July 29, 2014

Design Happy

For Richard Geary of Naples’ Geary Design, the “aha!” moment came in his eighth grade Latin class. “My teacher told us she had designed and built her own home,” he says. “I knew the house because I delivered papers to it. I thought to myself, wouldn’t that be cool to actually design your own house? For everybody I knew, a house was just something you moved into. I decided that at one point in my life, sooner rather than later, I would design my own home.” So he did—and as his lifestyle and design experience have grown and evolved, so has the house. With two major renovations completed, he’s now thinking about the next.

One’s home, he says, is never really finished.

When geary first designed his Golden Gate home, it was with some concessions. The majority of houses at the time were being built with 8-foot ceilings, a height that—when ceiling fans were added—Geary describes as “oppressive.” But for the then-28-year-old designer, it was the only affordable option, so he put himself to work devising other architectural elements that would compensate for the lack of height standard-sized walls typically afforded. The result was a scissor truss, which created volume throughout the home and enough height to safely install ceiling fans.

The home has since undergone two renovations. The first, he says, was to upgrade materials. Basic carpeting gave way to Spanish terracotta tile; granite countertops replaced Formica; and higher-quality kitchen cabinetry was installed. The second renovation, pictured here, was a chance to “get rid of all the aggravations from the original house,” Geary says. “As my exposure to design grew, and my trips to Europe grew, I began to think more about what I could do to clean up all of the little things and simplify the architecture.

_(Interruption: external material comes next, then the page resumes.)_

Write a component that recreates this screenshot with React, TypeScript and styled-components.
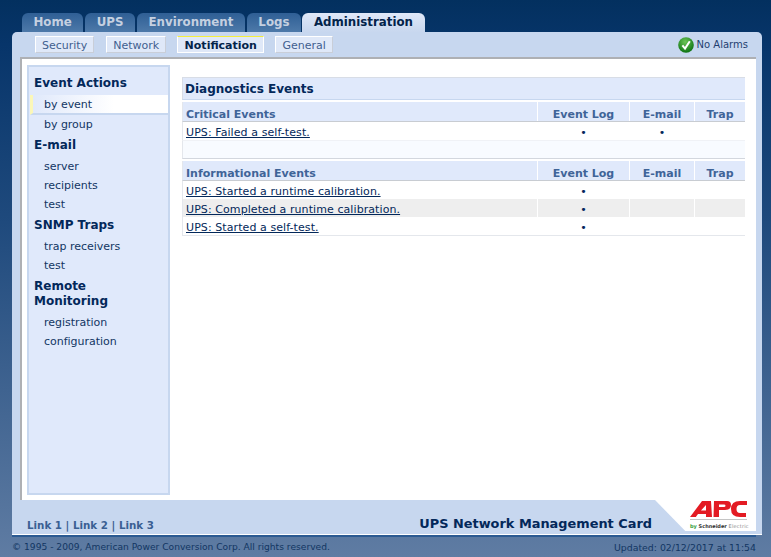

“All the air-conditioning outlets suddenly lined up with the lighting, and the lighting was pulled up into the ceiling with the same size openings as the air-conditioning outlets. The fireplace became this architectural element rather than a flat wall. I always thought the seat we had done with the fireplace was kind of clumsy. So I thought, wouldn’t it be nice to leave the fireplace up this high so people could sit on the hearth, but make it something sleek and elegant?”

The architectural furniture, Geary’s own designs, carries the room’s streamlined look, as does the flooring, which, he reveals, is actually made of cork. “It looks like concrete, but it’s easy to live with and maintain, and it’s terrific to walk on.”

As their lifestyle evolved, Richard and his wife, Gail, discovered their original Pullman-style kitchen wasn’t an ideal fit. “We realized how important the kitchen had become,” he explains. “Cooking became a bigger part of our lives. When we invited people over, everyone was in here. And that’s pretty typical when you’re entertaining. Everybody wants to be in the kitchen.”

In the renovation, that space, too, opened up to become an extension of the living room and dining room. “We wanted a kitchen that didn’t look like a kitchen,” Geary says, so he designed cabinetry and a large, 11-foot-long island using matched veneer panels and smooth stone that would look more like furniture than the standard kitchen outfitting. “The only thing that’s there,” he says, “is a sculptural-looking sink spout. We even had the sinks specially made so they were oversized, but they fit into the grid of this perfectly.”

Geary knew that when he opened up the kitchen, the end wall would become much more prominent. “I wanted to make it as clean as possible and do something fairly dramatic, and that’s where the artwork comes in,” he says. “We used the artwork almost as an architectural element, because in many cases, I think of artwork as adding a window. It just has a different view.”

It was important to him to have an unobstructed view of that artwork from the living room and dining room, and also to avoid ruining the ceiling’s “star” truss by putting holes in it for lighting. Rather than installing a chandelier, Geary strung minimalistic lighting—just wide enough for two-inch light bulbs—between the headers on the kitchen cabinets. “They’re gimbaled, so you can put the light anywhere you want it to be, and they essentially become almost invisible,” he explains.

The 10-foot dining table was also strategically chosen. While walls originally defined the spaces between the rooms, Geary decided to instead use furniture for that purpose in his redesign. “The house, from the front door, is very layered,” he explains, a concept he picked up while working in Mexico, where houses are built with layers to create a sense of time and procession when entering a home. “So you have this area which is the living room, and then this long table, and then you run the chairs around. That creates a kind of barrier, so the table and chairs become a space maker and a separation point, as the island does in the kitchen.”